→ WHAT YOU ARE ASKED TO DO: From the entries below, please gather each line containing the string "this".

→ DATA SHOWN:
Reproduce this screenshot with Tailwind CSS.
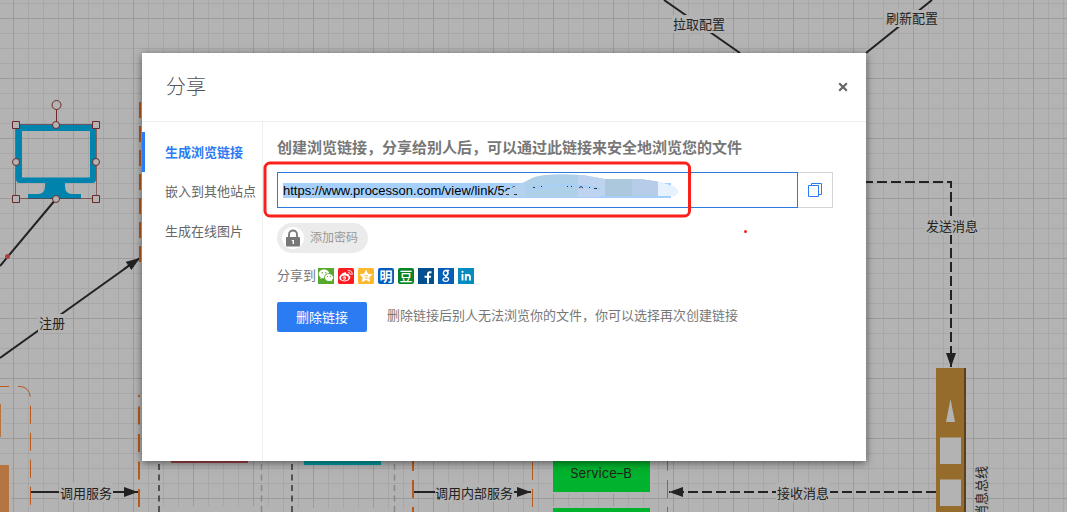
---
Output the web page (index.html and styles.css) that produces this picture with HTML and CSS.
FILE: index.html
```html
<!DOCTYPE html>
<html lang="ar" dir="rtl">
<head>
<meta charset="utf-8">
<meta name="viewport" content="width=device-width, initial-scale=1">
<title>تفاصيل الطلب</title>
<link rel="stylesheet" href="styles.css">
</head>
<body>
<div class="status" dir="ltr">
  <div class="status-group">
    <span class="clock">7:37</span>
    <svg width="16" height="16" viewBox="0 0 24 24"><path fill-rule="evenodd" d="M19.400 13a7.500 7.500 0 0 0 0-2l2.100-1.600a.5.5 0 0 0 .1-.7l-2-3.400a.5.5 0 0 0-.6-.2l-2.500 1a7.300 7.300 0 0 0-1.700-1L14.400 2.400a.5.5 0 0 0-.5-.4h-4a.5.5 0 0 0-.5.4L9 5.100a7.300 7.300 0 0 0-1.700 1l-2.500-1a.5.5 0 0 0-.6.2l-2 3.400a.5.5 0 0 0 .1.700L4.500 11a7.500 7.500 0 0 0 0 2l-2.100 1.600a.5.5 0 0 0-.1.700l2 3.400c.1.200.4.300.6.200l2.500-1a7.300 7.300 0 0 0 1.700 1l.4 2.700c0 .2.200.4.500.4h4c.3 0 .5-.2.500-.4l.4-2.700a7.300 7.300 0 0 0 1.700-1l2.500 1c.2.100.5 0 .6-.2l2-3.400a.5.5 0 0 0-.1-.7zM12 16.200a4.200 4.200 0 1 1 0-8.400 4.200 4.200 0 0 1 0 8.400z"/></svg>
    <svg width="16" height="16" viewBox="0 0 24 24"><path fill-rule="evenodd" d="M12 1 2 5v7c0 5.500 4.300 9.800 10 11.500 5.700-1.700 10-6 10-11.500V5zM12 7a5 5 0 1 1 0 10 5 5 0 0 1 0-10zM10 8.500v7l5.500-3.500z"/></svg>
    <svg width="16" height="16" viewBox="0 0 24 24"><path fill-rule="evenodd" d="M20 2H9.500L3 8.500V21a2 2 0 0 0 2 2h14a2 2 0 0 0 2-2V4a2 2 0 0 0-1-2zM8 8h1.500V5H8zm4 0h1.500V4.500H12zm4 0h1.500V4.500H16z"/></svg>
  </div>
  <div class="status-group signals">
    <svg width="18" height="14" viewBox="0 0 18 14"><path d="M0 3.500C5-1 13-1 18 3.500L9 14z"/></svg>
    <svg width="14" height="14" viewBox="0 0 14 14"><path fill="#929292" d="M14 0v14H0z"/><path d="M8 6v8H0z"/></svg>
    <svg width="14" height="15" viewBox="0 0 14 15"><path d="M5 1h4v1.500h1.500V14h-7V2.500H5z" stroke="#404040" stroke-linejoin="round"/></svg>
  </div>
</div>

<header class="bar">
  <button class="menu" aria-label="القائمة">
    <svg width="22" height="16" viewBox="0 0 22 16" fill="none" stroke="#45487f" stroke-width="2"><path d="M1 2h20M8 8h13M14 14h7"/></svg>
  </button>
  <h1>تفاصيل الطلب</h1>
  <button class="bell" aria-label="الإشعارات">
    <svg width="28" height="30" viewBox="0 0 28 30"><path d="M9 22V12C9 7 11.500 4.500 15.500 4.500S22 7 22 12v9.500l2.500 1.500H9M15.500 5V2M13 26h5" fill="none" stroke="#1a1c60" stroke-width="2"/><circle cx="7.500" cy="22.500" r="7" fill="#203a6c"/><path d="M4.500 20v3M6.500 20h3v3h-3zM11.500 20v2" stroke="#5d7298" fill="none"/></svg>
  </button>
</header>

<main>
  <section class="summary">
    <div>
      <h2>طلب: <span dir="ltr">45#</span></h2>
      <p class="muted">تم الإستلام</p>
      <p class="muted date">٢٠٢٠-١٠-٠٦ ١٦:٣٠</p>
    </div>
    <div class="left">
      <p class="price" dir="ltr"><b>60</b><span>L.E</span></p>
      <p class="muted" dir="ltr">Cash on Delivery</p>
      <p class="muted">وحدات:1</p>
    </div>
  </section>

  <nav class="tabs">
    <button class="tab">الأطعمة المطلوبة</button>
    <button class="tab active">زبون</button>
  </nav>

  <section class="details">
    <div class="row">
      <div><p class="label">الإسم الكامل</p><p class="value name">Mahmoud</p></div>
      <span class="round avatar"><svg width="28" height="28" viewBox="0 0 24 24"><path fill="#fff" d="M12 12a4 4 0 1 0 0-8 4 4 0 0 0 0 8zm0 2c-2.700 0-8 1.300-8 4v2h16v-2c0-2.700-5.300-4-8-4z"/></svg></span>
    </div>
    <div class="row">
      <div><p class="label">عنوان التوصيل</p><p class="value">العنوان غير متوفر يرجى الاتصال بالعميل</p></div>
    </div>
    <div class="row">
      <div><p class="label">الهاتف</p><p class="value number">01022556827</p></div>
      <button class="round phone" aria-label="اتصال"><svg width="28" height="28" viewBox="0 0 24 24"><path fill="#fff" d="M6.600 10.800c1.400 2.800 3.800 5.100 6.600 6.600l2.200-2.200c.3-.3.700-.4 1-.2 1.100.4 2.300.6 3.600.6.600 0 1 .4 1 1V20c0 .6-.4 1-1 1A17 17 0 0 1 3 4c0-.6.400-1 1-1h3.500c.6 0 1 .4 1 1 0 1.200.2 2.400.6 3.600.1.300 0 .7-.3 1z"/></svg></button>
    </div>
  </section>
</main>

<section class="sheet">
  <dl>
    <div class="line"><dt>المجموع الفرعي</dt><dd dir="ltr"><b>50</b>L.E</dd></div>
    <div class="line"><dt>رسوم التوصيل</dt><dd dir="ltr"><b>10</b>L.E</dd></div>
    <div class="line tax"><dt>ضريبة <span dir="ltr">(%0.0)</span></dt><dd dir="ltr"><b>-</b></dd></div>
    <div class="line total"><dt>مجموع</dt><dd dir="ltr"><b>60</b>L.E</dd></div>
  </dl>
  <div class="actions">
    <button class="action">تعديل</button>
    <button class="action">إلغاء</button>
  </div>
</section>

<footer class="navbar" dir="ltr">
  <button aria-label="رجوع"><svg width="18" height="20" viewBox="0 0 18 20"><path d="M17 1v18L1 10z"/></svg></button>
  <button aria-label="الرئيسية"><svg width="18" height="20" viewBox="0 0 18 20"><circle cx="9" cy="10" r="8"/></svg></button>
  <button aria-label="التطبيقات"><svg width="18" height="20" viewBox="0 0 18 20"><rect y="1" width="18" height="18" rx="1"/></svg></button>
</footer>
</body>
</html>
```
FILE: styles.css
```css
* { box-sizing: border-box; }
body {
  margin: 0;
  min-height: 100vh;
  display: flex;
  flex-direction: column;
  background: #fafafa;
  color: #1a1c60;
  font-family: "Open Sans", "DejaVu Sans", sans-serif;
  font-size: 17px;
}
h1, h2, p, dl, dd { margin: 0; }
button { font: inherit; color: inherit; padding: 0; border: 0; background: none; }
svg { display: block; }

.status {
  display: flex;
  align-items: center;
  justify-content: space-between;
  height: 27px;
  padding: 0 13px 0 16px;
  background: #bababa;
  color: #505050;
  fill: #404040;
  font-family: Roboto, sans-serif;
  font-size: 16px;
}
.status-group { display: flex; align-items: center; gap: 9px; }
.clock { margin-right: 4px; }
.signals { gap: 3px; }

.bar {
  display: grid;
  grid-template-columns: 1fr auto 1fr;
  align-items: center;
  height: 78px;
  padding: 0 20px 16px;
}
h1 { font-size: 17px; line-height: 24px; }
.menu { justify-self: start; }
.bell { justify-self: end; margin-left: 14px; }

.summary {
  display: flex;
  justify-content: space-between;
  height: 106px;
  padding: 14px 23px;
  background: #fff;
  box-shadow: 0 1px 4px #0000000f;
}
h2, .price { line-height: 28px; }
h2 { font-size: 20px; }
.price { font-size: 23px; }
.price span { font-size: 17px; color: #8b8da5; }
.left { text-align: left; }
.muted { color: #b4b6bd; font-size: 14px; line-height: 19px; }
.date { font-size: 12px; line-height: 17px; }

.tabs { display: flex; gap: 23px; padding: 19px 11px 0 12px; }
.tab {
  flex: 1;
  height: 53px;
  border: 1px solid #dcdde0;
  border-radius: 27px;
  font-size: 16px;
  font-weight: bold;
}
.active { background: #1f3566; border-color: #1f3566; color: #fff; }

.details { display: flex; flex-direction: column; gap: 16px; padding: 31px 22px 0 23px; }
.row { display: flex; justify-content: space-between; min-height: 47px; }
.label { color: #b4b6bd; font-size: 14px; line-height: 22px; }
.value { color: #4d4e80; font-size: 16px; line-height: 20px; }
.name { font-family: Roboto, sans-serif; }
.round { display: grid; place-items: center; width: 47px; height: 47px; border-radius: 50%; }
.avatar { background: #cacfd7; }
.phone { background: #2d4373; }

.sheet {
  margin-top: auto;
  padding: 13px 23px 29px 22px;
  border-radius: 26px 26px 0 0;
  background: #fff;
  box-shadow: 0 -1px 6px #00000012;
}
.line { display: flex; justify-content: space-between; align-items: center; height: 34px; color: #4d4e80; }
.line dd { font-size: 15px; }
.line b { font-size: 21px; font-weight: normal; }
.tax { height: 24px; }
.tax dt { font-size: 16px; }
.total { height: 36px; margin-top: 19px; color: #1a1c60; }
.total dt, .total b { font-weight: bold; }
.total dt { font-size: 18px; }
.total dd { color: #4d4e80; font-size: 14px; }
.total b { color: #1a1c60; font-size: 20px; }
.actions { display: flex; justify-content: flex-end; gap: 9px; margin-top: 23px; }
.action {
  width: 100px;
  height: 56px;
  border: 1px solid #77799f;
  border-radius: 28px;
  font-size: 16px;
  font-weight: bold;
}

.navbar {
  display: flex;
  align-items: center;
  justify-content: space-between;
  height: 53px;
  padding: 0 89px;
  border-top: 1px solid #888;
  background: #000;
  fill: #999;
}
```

→ CORRECT RESULT:
Reproduce this screenshot with Tailwind CSS.
Output the web page (index.html and styles.css) that produces this picture with HTML and CSS.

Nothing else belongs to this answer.